Exercise prompt –
Extract, word for word, every line from the one containing "Generate a component" through the one containing "import React from", with both end lines kept.

Excerpted records –
* START *

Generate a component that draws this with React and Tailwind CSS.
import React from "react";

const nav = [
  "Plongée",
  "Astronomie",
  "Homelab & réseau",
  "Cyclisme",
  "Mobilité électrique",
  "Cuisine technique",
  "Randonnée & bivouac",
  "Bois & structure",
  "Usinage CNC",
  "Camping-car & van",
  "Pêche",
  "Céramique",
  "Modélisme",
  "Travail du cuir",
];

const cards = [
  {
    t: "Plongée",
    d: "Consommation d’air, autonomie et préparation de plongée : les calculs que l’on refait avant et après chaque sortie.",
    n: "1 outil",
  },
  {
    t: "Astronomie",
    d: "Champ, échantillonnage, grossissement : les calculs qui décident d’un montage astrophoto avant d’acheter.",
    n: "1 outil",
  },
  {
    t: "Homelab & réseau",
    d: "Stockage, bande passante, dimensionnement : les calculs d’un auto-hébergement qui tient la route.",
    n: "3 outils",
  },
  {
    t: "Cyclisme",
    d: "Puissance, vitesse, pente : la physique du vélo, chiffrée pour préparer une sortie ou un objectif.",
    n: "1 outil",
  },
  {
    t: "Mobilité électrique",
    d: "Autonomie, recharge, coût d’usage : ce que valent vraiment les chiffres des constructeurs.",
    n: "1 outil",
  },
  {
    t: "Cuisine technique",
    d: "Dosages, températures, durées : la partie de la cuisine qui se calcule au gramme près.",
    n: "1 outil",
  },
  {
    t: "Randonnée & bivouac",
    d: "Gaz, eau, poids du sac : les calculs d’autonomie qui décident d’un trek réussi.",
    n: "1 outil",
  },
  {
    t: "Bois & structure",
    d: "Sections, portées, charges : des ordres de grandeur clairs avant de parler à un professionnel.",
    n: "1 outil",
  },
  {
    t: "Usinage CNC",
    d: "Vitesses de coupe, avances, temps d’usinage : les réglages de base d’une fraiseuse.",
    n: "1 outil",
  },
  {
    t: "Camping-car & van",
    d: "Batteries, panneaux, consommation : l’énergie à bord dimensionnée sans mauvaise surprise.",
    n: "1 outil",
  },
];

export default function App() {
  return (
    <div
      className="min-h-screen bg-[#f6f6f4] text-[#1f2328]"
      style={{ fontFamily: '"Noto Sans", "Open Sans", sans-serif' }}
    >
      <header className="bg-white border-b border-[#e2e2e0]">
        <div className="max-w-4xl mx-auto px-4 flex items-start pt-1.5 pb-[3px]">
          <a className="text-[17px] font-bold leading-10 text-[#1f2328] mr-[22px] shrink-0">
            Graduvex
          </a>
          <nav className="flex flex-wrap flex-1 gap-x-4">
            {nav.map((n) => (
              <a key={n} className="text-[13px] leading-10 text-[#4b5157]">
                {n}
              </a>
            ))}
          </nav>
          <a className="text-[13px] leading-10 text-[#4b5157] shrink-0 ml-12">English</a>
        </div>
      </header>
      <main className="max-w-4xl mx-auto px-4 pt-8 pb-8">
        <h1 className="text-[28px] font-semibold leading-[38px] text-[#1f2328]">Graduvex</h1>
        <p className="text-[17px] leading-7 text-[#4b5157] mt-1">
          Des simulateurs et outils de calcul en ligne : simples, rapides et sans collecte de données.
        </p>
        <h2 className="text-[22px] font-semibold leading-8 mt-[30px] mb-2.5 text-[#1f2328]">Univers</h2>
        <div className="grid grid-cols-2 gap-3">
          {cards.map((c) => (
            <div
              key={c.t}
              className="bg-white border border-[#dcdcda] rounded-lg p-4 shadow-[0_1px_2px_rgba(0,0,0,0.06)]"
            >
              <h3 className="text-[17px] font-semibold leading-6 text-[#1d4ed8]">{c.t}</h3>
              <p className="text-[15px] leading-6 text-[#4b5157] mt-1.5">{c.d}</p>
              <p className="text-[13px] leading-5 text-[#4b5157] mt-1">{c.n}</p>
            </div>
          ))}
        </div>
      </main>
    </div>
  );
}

* END *
* START *

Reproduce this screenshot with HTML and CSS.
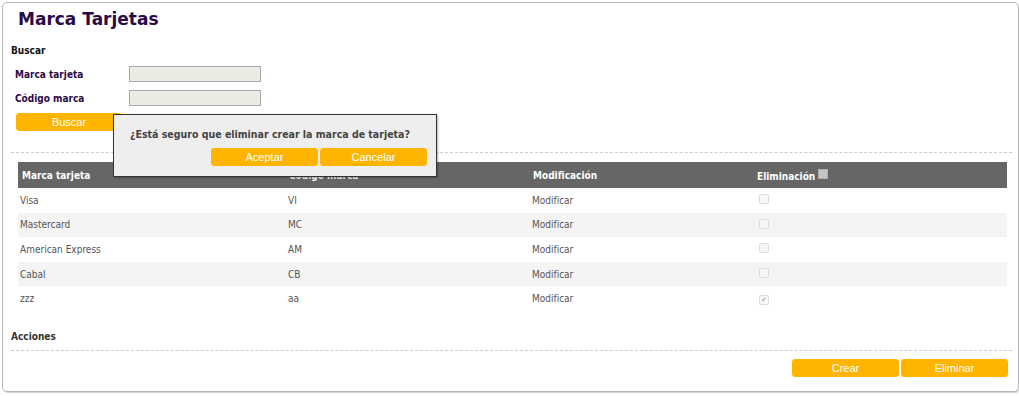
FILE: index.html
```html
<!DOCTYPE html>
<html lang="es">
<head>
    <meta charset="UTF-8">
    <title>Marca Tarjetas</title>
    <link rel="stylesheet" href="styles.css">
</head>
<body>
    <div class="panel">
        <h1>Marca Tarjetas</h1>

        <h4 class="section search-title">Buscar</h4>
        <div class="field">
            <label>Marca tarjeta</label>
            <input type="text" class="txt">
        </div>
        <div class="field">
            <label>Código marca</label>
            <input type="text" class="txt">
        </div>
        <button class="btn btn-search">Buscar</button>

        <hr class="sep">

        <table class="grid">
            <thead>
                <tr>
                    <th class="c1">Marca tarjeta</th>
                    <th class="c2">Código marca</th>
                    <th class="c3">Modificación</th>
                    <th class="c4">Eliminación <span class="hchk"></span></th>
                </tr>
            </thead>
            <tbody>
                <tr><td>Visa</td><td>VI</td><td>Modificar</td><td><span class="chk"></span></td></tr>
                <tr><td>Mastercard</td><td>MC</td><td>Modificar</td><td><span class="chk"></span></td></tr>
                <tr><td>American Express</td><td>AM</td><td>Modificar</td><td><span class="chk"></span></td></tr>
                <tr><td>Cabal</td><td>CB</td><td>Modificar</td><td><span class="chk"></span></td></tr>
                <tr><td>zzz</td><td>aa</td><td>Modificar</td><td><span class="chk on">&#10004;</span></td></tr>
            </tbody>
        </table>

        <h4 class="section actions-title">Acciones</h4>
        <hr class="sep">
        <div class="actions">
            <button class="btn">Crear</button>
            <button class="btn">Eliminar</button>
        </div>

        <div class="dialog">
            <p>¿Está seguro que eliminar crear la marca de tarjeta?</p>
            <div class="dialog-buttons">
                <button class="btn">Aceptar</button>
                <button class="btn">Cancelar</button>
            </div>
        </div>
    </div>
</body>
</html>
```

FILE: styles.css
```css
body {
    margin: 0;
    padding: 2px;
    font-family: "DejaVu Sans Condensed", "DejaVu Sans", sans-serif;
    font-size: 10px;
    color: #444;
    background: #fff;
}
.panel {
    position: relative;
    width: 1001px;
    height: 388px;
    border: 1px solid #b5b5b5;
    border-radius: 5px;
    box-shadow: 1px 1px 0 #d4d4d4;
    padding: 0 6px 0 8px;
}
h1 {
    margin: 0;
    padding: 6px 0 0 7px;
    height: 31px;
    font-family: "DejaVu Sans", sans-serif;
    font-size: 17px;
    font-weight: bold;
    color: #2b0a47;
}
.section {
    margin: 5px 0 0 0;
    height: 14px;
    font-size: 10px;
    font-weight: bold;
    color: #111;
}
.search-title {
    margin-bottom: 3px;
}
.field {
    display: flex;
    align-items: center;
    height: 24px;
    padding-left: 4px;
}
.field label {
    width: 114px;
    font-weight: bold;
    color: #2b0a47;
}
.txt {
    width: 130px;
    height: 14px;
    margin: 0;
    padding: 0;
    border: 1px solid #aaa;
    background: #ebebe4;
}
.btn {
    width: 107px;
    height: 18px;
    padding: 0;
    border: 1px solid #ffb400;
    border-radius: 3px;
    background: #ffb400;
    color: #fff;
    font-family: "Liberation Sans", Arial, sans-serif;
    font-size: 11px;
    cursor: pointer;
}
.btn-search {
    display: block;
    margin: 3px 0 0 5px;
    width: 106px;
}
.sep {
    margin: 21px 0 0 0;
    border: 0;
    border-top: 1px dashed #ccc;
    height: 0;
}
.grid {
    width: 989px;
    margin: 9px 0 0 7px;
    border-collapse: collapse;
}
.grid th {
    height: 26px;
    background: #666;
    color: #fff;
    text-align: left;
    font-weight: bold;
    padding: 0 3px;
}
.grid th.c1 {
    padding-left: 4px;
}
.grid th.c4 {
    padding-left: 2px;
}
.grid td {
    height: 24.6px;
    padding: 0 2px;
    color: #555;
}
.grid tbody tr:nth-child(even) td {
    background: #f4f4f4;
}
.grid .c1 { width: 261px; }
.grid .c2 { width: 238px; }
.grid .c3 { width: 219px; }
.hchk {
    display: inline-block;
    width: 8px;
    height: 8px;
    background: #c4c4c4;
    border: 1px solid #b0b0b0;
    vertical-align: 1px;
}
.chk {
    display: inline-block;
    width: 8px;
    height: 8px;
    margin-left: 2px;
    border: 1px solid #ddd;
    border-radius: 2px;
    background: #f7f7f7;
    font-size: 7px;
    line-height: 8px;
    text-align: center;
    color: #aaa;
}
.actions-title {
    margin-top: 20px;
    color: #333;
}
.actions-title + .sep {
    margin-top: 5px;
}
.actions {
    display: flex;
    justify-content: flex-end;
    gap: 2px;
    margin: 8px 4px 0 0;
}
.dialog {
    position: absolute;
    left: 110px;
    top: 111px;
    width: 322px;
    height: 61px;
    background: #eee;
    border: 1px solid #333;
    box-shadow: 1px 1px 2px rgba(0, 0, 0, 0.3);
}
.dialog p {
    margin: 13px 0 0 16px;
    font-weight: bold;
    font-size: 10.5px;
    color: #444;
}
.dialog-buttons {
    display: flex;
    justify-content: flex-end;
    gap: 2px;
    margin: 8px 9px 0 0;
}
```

* END *

Task result –
Generate a component that draws this with React and Tailwind CSS.
import React from "react";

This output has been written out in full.